Give every line again exactly as it appears, please, but not the pictures.

Collected data:

* * *

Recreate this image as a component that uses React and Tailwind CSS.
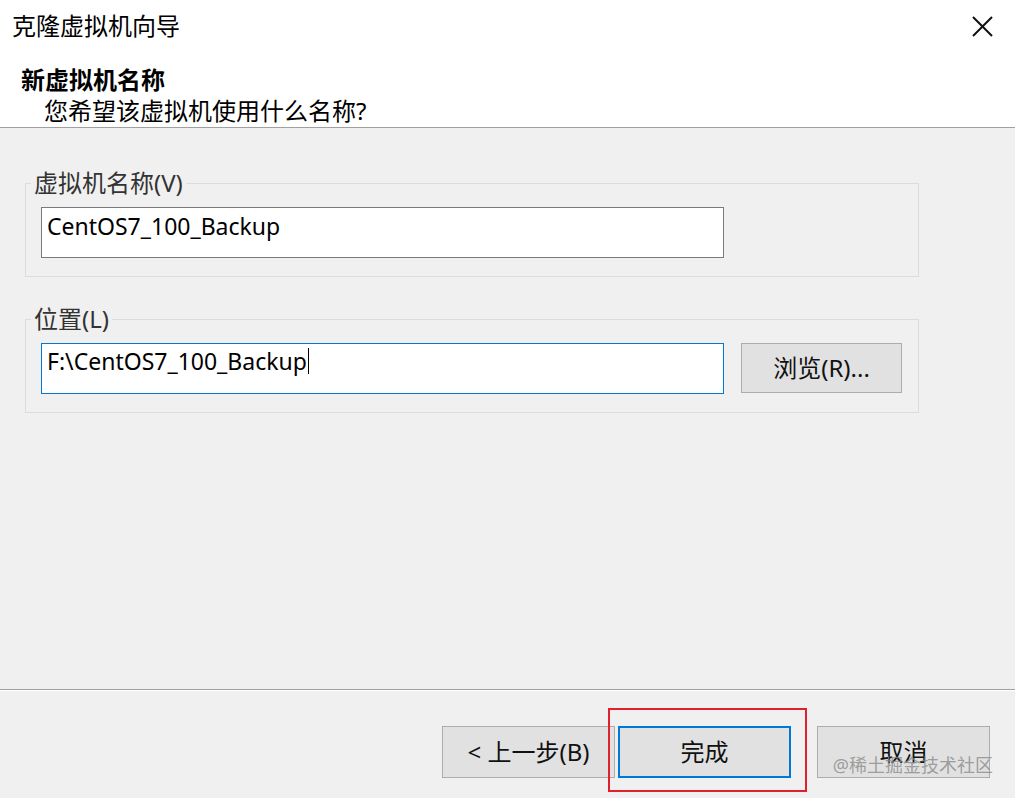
import { useState } from 'react'

const FONT = 'font-["Noto_Sans","Noto_Sans_CJK_SC",sans-serif]'

function GroupBox({ label, children }) {
  return (
    <fieldset className="ml-[25px] h-[106px] w-[894px] border border-[#dcdcdc] px-[15px] pt-0 pb-0">
      <legend className="ml-[-10px] px-[3px] text-[24px] leading-[24px] text-[#333]">
        {label}
      </legend>
      <div className="mt-[12px] flex items-start gap-[17px]">{children}</div>
    </fieldset>
  )
}

function Button({ children, focused = false }) {
  return (
    <button
      className={
        'h-[52px] w-[173px] bg-[#e1e1e1] text-[24px] text-[#111] ' +
        (focused ? 'border-2 border-[#0078d7]' : 'border border-[#adadad]')
      }
    >
      {children}
    </button>
  )
}

export default function App() {
  const [name, setName] = useState('CentOS7_100_Backup')

  return (
    <div className={`flex h-[798px] w-[1015px] flex-col bg-[#f0f0f0] ${FONT}`}>
      {/* header */}
      <div className="relative h-[128px] border-b border-[#a0a0a0] bg-white">
        <div className="pl-[12px] pt-[8px] text-[24px] leading-[36px] text-black">
          克隆虚拟机向导
        </div>
        <svg
          className="absolute right-[22px] top-[16px]"
          width="21"
          height="21"
          viewBox="0 0 21 21"
        >
          <path d="M1 1 L20 20 M20 1 L1 20" stroke="#111" strokeWidth="2" />
        </svg>
        <div className="mt-[22px] pl-[21px] text-[24px] font-bold leading-[28px] text-black">
          新虚拟机名称
        </div>
        <div className="pl-[44px] pt-[2px] text-[24px] leading-[30px] text-black">
          您希望该虚拟机使用什么名称?
        </div>
      </div>

      {/* body */}
      <div className="flex flex-1 flex-col gap-[30px] pt-[43px]">
        <GroupBox label="虚拟机名称(V)">
          <input
            value={name}
            onChange={(e) => setName(e.target.value)}
            className="h-[51px] w-[683px] border border-[#7a7a7a] bg-white px-[5px] pb-[14px] text-[23px] text-black outline-none"
          />
        </GroupBox>
        <GroupBox label="位置(L)">
          <div className="flex h-[51px] w-[683px] items-start border border-[#0078d7] bg-white px-[5px] text-[23px] leading-[34px] text-black">
            <span>F:\CentOS7_100_Backup</span>
            <span className="ml-px mt-[4px] h-[26px] w-px bg-black" />
          </div>
          <button className="h-[50px] w-[161px] border border-[#adadad] bg-[#e1e1e1] text-[24px] text-[#111]">
            浏览(R)...
          </button>
        </GroupBox>
      </div>

      {/* footer */}
      <div className="relative h-[109px] border-t border-[#a0a0a0]">
        <div className="h-px bg-white" />
        <div className="flex justify-end pr-[25px] pt-[35px]">
          <Button>&lt; 上一步(B)</Button>
          <div className="relative ml-[3px]">
            <Button focused>完成</Button>
            <div className="pointer-events-none absolute -bottom-[14px] -left-[10px] -right-[16px] -top-[18px] border-2 border-[#e0202a]" />
          </div>
          <div className="ml-[26px]">
            <Button>取消</Button>
          </div>
        </div>
        <div className="pointer-events-none absolute bottom-[22px] right-[22px] text-[18px] leading-[22px] text-[#8a8a8a]/80">
          @稀土掘金技术社区
        </div>
      </div>
    </div>
  )
}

* * *

Solution:
Recreate this image as a component that uses React and Tailwind CSS.
import { useState } from 'react'

const FONT = 'font-["Noto_Sans","Noto_Sans_CJK_SC",sans-serif]'

function GroupBox({ label, children }) {
  return (
    <fieldset className="ml-[25px] h-[106px] w-[894px] border border-[#dcdcdc] px-[15px] pt-0 pb-0">
      <legend className="ml-[-10px] px-[3px] text-[24px] leading-[24px] text-[#333]">
        {label}
      </legend>
      <div className="mt-[12px] flex items-start gap-[17px]">{children}</div>
    </fieldset>
  )
}

function Button({ children, focused = false }) {
  return (
    <button
      className={
        'h-[52px] w-[173px] bg-[#e1e1e1] text-[24px] text-[#111] ' +
        (focused ? 'border-2 border-[#0078d7]' : 'border border-[#adadad]')
      }
    >
      {children}
    </button>
  )
}

export default function App() {
  const [name, setName] = useState('CentOS7_100_Backup')

  return (
    <div className={`flex h-[798px] w-[1015px] flex-col bg-[#f0f0f0] ${FONT}`}>
      {/* header */}
      <div className="relative h-[128px] border-b border-[#a0a0a0] bg-white">
        <div className="pl-[12px] pt-[8px] text-[24px] leading-[36px] text-black">
          克隆虚拟机向导
        </div>
        <svg
          className="absolute right-[22px] top-[16px]"
          width="21"
          height="21"
          viewBox="0 0 21 21"
        >
          <path d="M1 1 L20 20 M20 1 L1 20" stroke="#111" strokeWidth="2" />
        </svg>
        <div className="mt-[22px] pl-[21px] text-[24px] font-bold leading-[28px] text-black">
          新虚拟机名称
        </div>
        <div className="pl-[44px] pt-[2px] text-[24px] leading-[30px] text-black">
          您希望该虚拟机使用什么名称?
        </div>
      </div>

      {/* body */}
      <div className="flex flex-1 flex-col gap-[30px] pt-[43px]">
        <GroupBox label="虚拟机名称(V)">
          <input
            value={name}
            onChange={(e) => setName(e.target.value)}
            className="h-[51px] w-[683px] border border-[#7a7a7a] bg-white px-[5px] pb-[14px] text-[23px] text-black outline-none"
          />
        </GroupBox>
        <GroupBox label="位置(L)">
          <div className="flex h-[51px] w-[683px] items-start border border-[#0078d7] bg-white px-[5px] text-[23px] leading-[34px] text-black">
            <span>F:\CentOS7_100_Backup</span>
            <span className="ml-px mt-[4px] h-[26px] w-px bg-black" />
          </div>
          <button className="h-[50px] w-[161px] border border-[#adadad] bg-[#e1e1e1] text-[24px] text-[#111]">
            浏览(R)...
          </button>
        </GroupBox>
      </div>

      {/* footer */}
      <div className="relative h-[109px] border-t border-[#a0a0a0]">
        <div className="h-px bg-white" />
        <div className="flex justify-end pr-[25px] pt-[35px]">
          <Button>&lt; 上一步(B)</Button>
          <div className="relative ml-[3px]">
            <Button focused>完成</Button>
            <div className="pointer-events-none absolute -bottom-[14px] -left-[10px] -right-[16px] -top-[18px] border-2 border-[#e0202a]" />
          </div>
          <div className="ml-[26px]">
            <Button>取消</Button>
          </div>
        </div>
        <div className="pointer-events-none absolute bottom-[22px] right-[22px] text-[18px] leading-[22px] text-[#8a8a8a]/80">
          @稀土掘金技术社区
        </div>
      </div>
    </div>
  )
}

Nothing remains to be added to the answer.